Every community needs good crime coverage, and not just to stay informed. By refusing to publish the details, both newspapers make it much harder for the public to come forward with information which might help local authorities. While Malibu fortunately has little serious crime, many such crimes go unresolved because authorities need information which only the public can provide. Unfortunately, without the details we readers are prevented from doing more to help.

For instance, it’s just not enough for us to know that the night manager and employee of a “mid-Malibu” or “Cross Creek” restaurant were attacked on May 29. If you’d told us which restaurant, someone who might have been driving by might be able to provide a suspect’s description or license number.

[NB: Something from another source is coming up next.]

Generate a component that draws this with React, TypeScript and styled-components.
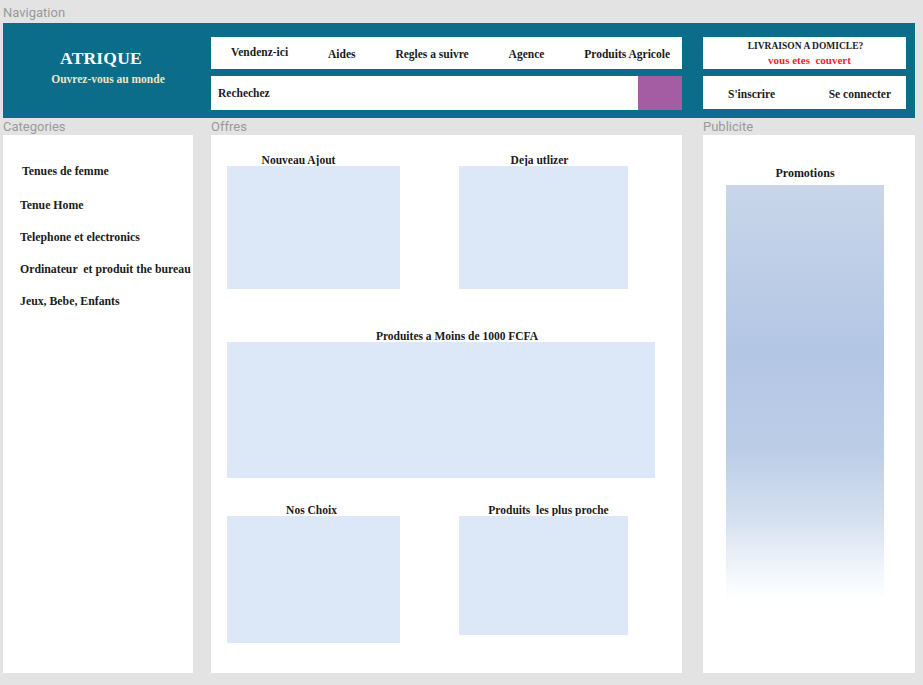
import styled, { createGlobalStyle } from 'styled-components';

const GlobalStyle = createGlobalStyle`
  html, body {
    margin: 0;
    padding: 0;
    background: #e3e3e3;
  }
`;

const serif = `'Liberation Serif', 'Times New Roman', serif`;

const Page = styled.div`
  width: 923px;
  height: 685px;
  box-sizing: border-box;
  padding: 0 8px 12px 3px;
  display: flex;
  flex-direction: column;
  background: #e3e3e3;
  overflow: hidden;
`;

const SectionLabel = styled.div<{ $top?: number; $height?: number }>`
  font-family: Roboto, 'Liberation Sans', sans-serif;
  font-size: 13px;
  line-height: 17px;
  color: #9a9a9a;
  padding-top: ${props => props.$top || 0}px;
  height: ${props => props.$height || 17}px;
  box-sizing: border-box;
  white-space: nowrap;
`;

/* ---------- navigation ---------- */

const NavBar = styled.header`
  height: 95px;
  background: #0c6d8a;
  display: flex;
  align-items: flex-start;
  padding-top: 14px;
  box-sizing: border-box;
`;

const Brand = styled.div`
  width: 208px;
  display: flex;
  flex-direction: column;
  align-items: center;
  padding-top: 12px;
  padding-right: 12px;
  box-sizing: border-box;
`;

const BrandName = styled.div`
  font-family: ${serif};
  font-weight: 700;
  font-size: 17.5px;
  line-height: 18px;
  color: #ffffff;
  letter-spacing: 0.2px;
`;

const BrandTagline = styled.div`
  font-family: ${serif};
  font-weight: 700;
  font-size: 11.5px;
  line-height: 14px;
  margin-top: 5px;
  padding-left: 14px;
  color: #ece5c2;
`;

const MainNav = styled.div`
  width: 471px;
  display: flex;
  flex-direction: column;
  gap: 7px;
`;

const MenuBar = styled.nav`
  height: 32px;
  background: #ffffff;
  display: flex;
  align-items: center;
  justify-content: space-between;
  padding: 0 12px 0 20px;
  box-sizing: border-box;
`;

const MenuItem = styled.span<{ $lift?: boolean }>`
  font-family: ${serif};
  font-weight: 700;
  font-size: 11.5px;
  color: #1b1b1b;
  white-space: nowrap;
  margin-top: ${props => (props.$lift ? -3 : 1)}px;
`;

const SearchBar = styled.div`
  height: 34px;
  background: #ffffff;
  display: flex;
  align-items: stretch;
`;

const SearchText = styled.div`
  flex: 1;
  display: flex;
  align-items: center;
  padding-left: 7px;
  font-family: ${serif};
  font-weight: 700;
  font-size: 11.5px;
  color: #1b1b1b;
`;

const SearchButton = styled.button`
  width: 44px;
  border: none;
  padding: 0;
  background: #a45ca2;
`;

const Account = styled.div`
  width: 203px;
  margin-left: 21px;
  display: flex;
  flex-direction: column;
  gap: 7px;
`;

const DeliveryBox = styled.div`
  height: 32px;
  background: #ffffff;
  display: flex;
  flex-direction: column;
  align-items: center;
  justify-content: center;
  gap: 2px;
  padding-left: 2px;
  box-sizing: border-box;
`;

const DeliveryTitle = styled.div`
  font-family: ${serif};
  font-weight: 700;
  font-size: 9.5px;
  line-height: 11px;
  color: #1b1b1b;
`;

const DeliveryNote = styled.div`
  font-family: ${serif};
  font-weight: 700;
  font-size: 11px;
  line-height: 12px;
  color: #e8262d;
  white-space: pre;
  padding-left: 8px;
`;

const AuthBox = styled.div`
  height: 33px;
  background: #ffffff;
  display: flex;
  align-items: center;
  justify-content: space-between;
  padding: 2px 15px 0 25px;
  box-sizing: border-box;
`;

const AuthLink = styled.span`
  font-family: ${serif};
  font-weight: 700;
  font-size: 11.5px;
  color: #1b1b1b;
  white-space: nowrap;
`;

/* ---------- content ---------- */

const Content = styled.div`
  display: flex;
  flex: 1;
`;

const Column = styled.section<{ $width: number; $offset?: number }>`
  width: ${props => props.$width}px;
  margin-left: ${props => props.$offset || 0}px;
  display: flex;
  flex-direction: column;
`;

const Panel = styled.div`
  flex: 1;
  background: #ffffff;
  box-sizing: border-box;
`;

const CategoryList = styled.ul`
  list-style: none;
  margin: 0;
  padding: 30px 0 0 17px;
  display: flex;
  flex-direction: column;
  gap: 20px;
`;

const CategoryItem = styled.li<{ $first?: boolean }>`
  font-family: ${serif};
  font-weight: 700;
  font-size: 11.8px;
  line-height: 12px;
  color: #1b1b1b;
  white-space: pre;
  padding-left: ${props => (props.$first ? 2 : 0)}px;
  margin-bottom: ${props => (props.$first ? 2 : 0)}px;
`;

const OffersPanel = styled(Panel)`
  padding: 19px 0 0 16px;
  display: flex;
  flex-direction: column;
`;

const OfferRow = styled.div<{ $top: number }>`
  display: flex;
  gap: 59px;
  margin-top: ${props => props.$top}px;
`;

const OfferCard = styled.div<{ $width: number }>`
  width: ${props => props.$width}px;
  display: flex;
  flex-direction: column;
`;

const CardTitle = styled.div<{ $nudge: number }>`
  font-family: ${serif};
  font-weight: 700;
  font-size: 11.5px;
  line-height: 12px;
  color: #1b1b1b;
  text-align: center;
  white-space: pre;
  padding-left: ${props => Math.max(0, props.$nudge * 2)}px;
  padding-right: ${props => Math.max(0, -props.$nudge * 2)}px;
`;

const CardImage = styled.div<{ $height: number }>`
  height: ${props => props.$height}px;
  background: #dce8f7;
`;

const PromoPanel = styled(Panel)`
  padding: 32px 0 0 23px;
`;

const PromoTitle = styled.div`
  width: 158px;
  font-family: ${serif};
  font-weight: 700;
  font-size: 12px;
  line-height: 12px;
  color: #1b1b1b;
  text-align: center;
  margin-bottom: 6px;
`;

const PromoBanner = styled.div`
  width: 158px;
  height: 415px;
  background: linear-gradient(
    180deg,
    #c9d6ea 0%,
    #b3c6e4 40%,
    #bccde7 64%,
    #d6e1f0 81%,
    #f0f4fa 92%,
    #ffffff 100%
  );
`;

type Offer = { title: string; width: number; height: number; nudge: number };

const offerRows: { top: number; cards: Offer[] }[] = [
  {
    top: 0,
    cards: [
      { title: 'Nouveau Ajout', width: 173, height: 123, nudge: -15 },
      { title: 'Deja utlizer', width: 169, height: 123, nudge: -4 },
    ],
  },
  {
    top: 41,
    cards: [{ title: 'Produites a Moins de 1000 FCFA', width: 428, height: 136, nudge: 16 }],
  },
  {
    top: 26,
    cards: [
      { title: 'Nos Choix', width: 173, height: 127, nudge: -2 },
      { title: 'Produits  les plus proche', width: 169, height: 119, nudge: 5 },
    ],
  },
];

const categories = [
  'Tenues de femme',
  'Tenue Home',
  'Telephone et electronics',
  'Ordinateur  et produit the bureau',
  'Jeux, Bebe, Enfants',
];

const App = (): JSX.Element => {
  return (
    <>
      <GlobalStyle />
      <Page>
        <SectionLabel $top={4} $height={23}>
          Navigation
        </SectionLabel>
        <NavBar>
          <Brand>
            <BrandName>ATRIQUE</BrandName>
            <BrandTagline>Ouvrez-vous au monde</BrandTagline>
          </Brand>

          <MainNav>
            <MenuBar>
              <MenuItem $lift>Vendenz-ici</MenuItem>
              <MenuItem>Aides</MenuItem>
              <MenuItem>Regles a suivre</MenuItem>
              <MenuItem>Agence</MenuItem>
              <MenuItem>Produits Agricole</MenuItem>
            </MenuBar>
            <SearchBar>
              <SearchText>Rechechez</SearchText>
              <SearchButton aria-label="rechercher" />
            </SearchBar>
          </MainNav>

          <Account>
            <DeliveryBox>
              <DeliveryTitle>LIVRAISON A DOMICLE?</DeliveryTitle>
              <DeliveryNote>vous etes  couvert</DeliveryNote>
            </DeliveryBox>
            <AuthBox>
              <AuthLink>S'inscrire</AuthLink>
              <AuthLink>Se connecter</AuthLink>
            </AuthBox>
          </Account>
        </NavBar>

        <Content>
          <Column $width={190}>
            <SectionLabel>Categories</SectionLabel>
            <Panel>
              <CategoryList>
                {categories.map((c, i) => (
                  <CategoryItem key={c} $first={i === 0}>
                    {c}
                  </CategoryItem>
                ))}
              </CategoryList>
            </Panel>
          </Column>

          <Column $width={471} $offset={18}>
            <SectionLabel>Offres</SectionLabel>
            <OffersPanel>
              {offerRows.map((row, i) => (
                <OfferRow key={i} $top={row.top}>
                  {row.cards.map(card => (
                    <OfferCard key={card.title} $width={card.width}>
                      <CardTitle $nudge={card.nudge}>{card.title}</CardTitle>
                      <CardImage $height={card.height} />
                    </OfferCard>
                  ))}
                </OfferRow>
              ))}
            </OffersPanel>
          </Column>

          <Column $width={212} $offset={21}>
            <SectionLabel>Publicite</SectionLabel>
            <PromoPanel>
              <PromoTitle>Promotions</PromoTitle>
              <PromoBanner />
            </PromoPanel>
          </Column>
        </Content>
      </Page>
    </>
  );
};

export default App;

That’s why stripping stories of their details also strips them of much of their relevance. We’re justifiably concerned when these crimes occur, but it’s difficult to gauge that concern without more detailed information. When you give us more about who was involved, you also give us a chance to express our concern: the people who work and/or live here are the same people we all run into every day.

We’re also told that the basics of journalism are “who, what, where, when, and why.” We may not always know why, but when you withhold the names we never really know the “who.” You may tell us what happened or when, but without an address you’re not really giving us the “where.”

This policy can also blind a publication to the some of the real stories this community is all about. Witness the recent tragic double suicide of two local surfers. More than a month after both newspapers provided the limited, sketchy details, the L.A. Times came out with a much more moving, detailed examination of who these men were and what caused them to take their lives.

Obviously, we can’t expect either local paper to compete against a publication with all the resources of an L.A. Times. We readers are also fortunate that both newspapers are as good as they are. But as an avid reader, I ask the editors of both newspapers to reconsider this policy and determine whether they could do an even better job of serving this community.